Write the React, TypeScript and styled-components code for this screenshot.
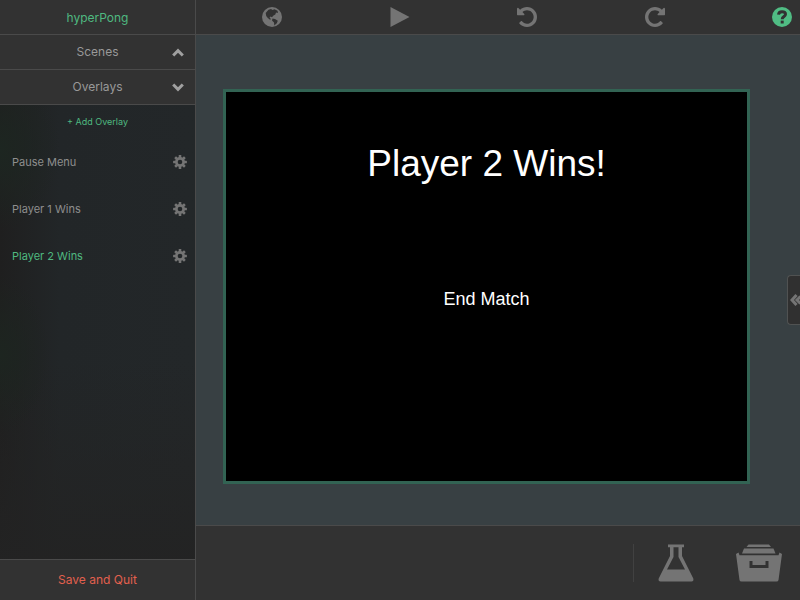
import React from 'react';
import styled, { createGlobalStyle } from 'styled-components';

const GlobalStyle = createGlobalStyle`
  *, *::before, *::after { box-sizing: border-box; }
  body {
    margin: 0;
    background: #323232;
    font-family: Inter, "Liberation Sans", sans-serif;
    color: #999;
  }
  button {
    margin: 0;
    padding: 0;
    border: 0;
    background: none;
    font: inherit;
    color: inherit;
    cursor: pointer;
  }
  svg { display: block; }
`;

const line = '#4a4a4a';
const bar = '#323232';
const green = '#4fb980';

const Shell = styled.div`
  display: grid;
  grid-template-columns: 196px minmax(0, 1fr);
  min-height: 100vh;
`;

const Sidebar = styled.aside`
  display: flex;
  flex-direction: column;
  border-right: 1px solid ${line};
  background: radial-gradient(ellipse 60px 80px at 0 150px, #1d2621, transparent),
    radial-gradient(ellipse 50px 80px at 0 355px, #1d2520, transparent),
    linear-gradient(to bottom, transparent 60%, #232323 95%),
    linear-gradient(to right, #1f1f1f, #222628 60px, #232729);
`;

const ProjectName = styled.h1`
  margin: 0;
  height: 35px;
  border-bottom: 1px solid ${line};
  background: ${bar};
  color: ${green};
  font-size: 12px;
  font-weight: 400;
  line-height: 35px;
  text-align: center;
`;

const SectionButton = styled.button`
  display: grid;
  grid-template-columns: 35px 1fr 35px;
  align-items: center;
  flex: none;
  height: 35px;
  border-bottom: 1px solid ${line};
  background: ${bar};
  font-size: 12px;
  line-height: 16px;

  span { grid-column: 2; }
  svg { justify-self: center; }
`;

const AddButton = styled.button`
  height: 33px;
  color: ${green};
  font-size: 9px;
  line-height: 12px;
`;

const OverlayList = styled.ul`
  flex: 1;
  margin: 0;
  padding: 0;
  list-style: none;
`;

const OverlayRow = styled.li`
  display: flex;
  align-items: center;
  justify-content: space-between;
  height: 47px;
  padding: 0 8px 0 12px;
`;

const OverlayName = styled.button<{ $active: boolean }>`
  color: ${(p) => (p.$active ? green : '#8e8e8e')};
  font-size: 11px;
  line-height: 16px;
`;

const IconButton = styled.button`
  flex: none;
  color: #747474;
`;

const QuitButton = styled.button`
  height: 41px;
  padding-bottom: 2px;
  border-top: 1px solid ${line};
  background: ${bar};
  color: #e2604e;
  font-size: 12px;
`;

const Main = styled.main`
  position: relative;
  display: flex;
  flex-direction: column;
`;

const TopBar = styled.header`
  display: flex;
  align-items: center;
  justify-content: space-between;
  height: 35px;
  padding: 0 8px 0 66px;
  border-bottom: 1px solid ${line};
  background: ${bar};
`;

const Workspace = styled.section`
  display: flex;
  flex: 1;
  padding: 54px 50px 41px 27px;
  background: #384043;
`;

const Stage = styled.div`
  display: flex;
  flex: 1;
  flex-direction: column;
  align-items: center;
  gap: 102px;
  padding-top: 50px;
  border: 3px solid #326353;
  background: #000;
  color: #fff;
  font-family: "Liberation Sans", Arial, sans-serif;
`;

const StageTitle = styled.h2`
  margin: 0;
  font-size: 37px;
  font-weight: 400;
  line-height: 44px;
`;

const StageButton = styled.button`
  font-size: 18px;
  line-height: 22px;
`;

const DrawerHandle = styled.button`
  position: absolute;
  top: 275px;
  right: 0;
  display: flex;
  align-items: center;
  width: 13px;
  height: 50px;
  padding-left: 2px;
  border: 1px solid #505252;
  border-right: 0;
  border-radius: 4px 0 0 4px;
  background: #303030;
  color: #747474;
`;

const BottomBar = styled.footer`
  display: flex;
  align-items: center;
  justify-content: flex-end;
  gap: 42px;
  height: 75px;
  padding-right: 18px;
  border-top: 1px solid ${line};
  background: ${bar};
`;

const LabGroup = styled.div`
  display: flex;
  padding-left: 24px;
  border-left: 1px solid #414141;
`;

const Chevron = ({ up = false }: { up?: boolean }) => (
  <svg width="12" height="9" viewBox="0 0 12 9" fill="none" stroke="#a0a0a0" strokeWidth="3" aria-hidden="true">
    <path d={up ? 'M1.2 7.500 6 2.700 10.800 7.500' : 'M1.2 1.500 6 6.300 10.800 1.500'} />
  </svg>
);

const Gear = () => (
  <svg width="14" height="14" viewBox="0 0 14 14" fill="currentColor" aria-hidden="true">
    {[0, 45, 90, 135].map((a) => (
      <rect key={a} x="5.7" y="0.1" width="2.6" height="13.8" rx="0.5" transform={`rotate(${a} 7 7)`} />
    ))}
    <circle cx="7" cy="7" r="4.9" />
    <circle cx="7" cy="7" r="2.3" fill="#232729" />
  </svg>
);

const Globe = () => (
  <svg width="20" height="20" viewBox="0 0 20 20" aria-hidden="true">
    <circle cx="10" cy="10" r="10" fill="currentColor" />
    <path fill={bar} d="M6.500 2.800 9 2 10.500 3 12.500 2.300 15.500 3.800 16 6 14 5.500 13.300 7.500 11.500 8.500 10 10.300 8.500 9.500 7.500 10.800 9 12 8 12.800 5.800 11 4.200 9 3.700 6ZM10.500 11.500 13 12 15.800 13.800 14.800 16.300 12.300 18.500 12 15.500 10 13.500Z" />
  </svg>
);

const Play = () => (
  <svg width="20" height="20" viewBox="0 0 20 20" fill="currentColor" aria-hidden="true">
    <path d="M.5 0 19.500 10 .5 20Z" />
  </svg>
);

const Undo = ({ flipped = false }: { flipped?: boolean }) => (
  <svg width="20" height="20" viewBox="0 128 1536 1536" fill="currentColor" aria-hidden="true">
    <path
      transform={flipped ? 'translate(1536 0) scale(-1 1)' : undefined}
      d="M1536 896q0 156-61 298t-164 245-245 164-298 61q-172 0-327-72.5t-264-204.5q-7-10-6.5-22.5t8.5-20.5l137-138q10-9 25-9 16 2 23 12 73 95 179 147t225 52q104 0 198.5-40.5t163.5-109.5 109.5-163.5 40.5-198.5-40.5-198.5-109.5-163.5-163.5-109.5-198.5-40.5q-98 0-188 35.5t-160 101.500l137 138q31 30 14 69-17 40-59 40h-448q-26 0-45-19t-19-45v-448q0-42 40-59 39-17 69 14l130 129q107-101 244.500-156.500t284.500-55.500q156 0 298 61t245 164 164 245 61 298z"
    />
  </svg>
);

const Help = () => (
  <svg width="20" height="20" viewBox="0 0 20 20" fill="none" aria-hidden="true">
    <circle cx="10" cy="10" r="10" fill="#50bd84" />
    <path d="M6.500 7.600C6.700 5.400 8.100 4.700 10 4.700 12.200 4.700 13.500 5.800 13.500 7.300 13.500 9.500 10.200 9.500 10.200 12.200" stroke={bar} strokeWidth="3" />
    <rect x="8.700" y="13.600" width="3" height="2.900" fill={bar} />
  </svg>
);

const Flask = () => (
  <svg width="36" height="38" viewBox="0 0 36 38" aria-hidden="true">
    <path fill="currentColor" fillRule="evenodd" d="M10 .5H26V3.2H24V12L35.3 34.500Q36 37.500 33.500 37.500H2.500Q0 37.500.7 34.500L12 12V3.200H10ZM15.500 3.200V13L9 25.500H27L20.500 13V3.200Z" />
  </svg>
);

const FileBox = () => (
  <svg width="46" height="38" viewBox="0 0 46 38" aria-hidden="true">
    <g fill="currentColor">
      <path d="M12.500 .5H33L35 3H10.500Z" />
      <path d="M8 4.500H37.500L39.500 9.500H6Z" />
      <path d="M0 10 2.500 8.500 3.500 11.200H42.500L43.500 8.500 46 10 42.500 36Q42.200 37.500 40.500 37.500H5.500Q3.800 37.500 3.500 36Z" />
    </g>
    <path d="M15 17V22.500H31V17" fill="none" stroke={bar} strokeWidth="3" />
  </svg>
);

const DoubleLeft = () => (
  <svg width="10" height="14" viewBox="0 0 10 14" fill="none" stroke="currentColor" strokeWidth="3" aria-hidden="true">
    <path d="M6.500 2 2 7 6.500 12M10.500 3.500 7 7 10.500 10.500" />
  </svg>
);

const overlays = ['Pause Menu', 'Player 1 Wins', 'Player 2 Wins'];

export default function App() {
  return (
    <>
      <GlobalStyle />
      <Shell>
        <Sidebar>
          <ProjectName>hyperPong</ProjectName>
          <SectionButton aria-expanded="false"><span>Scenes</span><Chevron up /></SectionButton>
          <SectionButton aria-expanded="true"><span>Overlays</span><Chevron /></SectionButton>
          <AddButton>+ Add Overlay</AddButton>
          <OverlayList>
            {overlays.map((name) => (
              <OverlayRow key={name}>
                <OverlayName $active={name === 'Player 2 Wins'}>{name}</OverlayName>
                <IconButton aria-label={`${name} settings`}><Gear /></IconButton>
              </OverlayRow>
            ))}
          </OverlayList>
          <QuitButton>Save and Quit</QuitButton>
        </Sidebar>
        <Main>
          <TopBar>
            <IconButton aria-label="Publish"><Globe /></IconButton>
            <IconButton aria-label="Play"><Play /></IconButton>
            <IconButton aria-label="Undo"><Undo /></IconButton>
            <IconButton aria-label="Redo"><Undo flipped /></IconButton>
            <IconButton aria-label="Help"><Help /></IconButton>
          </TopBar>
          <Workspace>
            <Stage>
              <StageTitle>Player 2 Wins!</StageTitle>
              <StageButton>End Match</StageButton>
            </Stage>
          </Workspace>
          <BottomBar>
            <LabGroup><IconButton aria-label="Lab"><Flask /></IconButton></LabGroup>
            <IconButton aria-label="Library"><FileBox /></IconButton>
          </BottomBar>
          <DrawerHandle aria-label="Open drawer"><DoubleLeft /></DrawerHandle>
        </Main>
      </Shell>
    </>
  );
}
__________
THE TASK>
Copy every line of the listing that contains the word "components".

TASK SOLUTION>
Write the React, TypeScript and styled-components code for this screenshot.
import styled, { createGlobalStyle } from 'styled-components';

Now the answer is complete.